It's a very interesting conundrum because, whilst strictly adhering to the rules of the game, he's either made an honest mistake by attempting to play it here of all places or is attempting to update the 1994 rule book.

Truly fascinating.

The evil HSienzant stole my Groundhog Day beauty but I'll let him claim ownership, providing he understands Copyright Law and doesn't sing more than three seconds of "Happy Birthday" on film, television or in a paid public appearance.

It is, however, a rather beautiful analogy, in my humble opinion.

The ISF terminology would be "Fringe Reset".
However, taking into account Roberts veering from the expected, and using his twenty year old examples of how to reverse engineer a topic to reach the verdict you dream of, I offer the following:

The Groundhog Day Effect.
By simply reading Robert's replies to the "discussion" he constantly demands it is very apparent that he forgets to delete outdated ideas and notions whilst copy-pasting from his ancient texts.
I offer you his quaint ideas that you must give time for his animated .gifs to download before you can view them properly on second playing.
His cute idea, posted in his bio on a woo site, that his amazing spy-like abilities allowed him to obtain a copy of the Zapruder Film, apparently very difficult to do in those days, even though most people found it a rather easy task.
Sheer nonsense enjoyed by the Armchair Detective.

The screenplay of this poorly written movie is as follows:
(It's the best I can come up with and to not upset movie buffs I'll call it Groundhog Day IV)

Robert Harris, tireless chaser of the truth, wakes up each morning in a Mexican computer shop in 1994. He is oblivious to the fact that, in his future, he wasted twenty years of his life endlessly repeating the same nonsense.
A charity has been set up to help fund the replacement of his C and V keys.
But the future is a cruel beast.
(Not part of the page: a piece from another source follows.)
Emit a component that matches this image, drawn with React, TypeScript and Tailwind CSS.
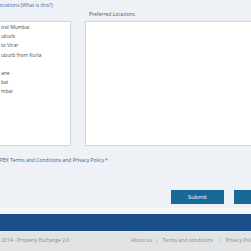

Robert didn't receive the memo from room number 28 in FutureHQ.. his internetz iz 2 slow and he is continually thwarted by those pesky FBI folk.

One might be tempted at this point to jump in and say' "But Robert, surely your extensive re (hyphen) search handed you your dream on a plate. If the magic mafia were involved then surely illegal financial payments were involved. Is there a reason why you are avoiding spoiling a cheesy 1970s spy thriller? Get to the cliffhanger Robert you literary tease."

You'd go down in history as being the Sherlock Holmes of 1994. As to why you don't simply waddle down the road to your local Policey people and request that Interpol examine your .. stuff one can only guess. I suppose Interpol have to be nice to the FBI otherwise they can't borrow the black helicopters to go paint balling in.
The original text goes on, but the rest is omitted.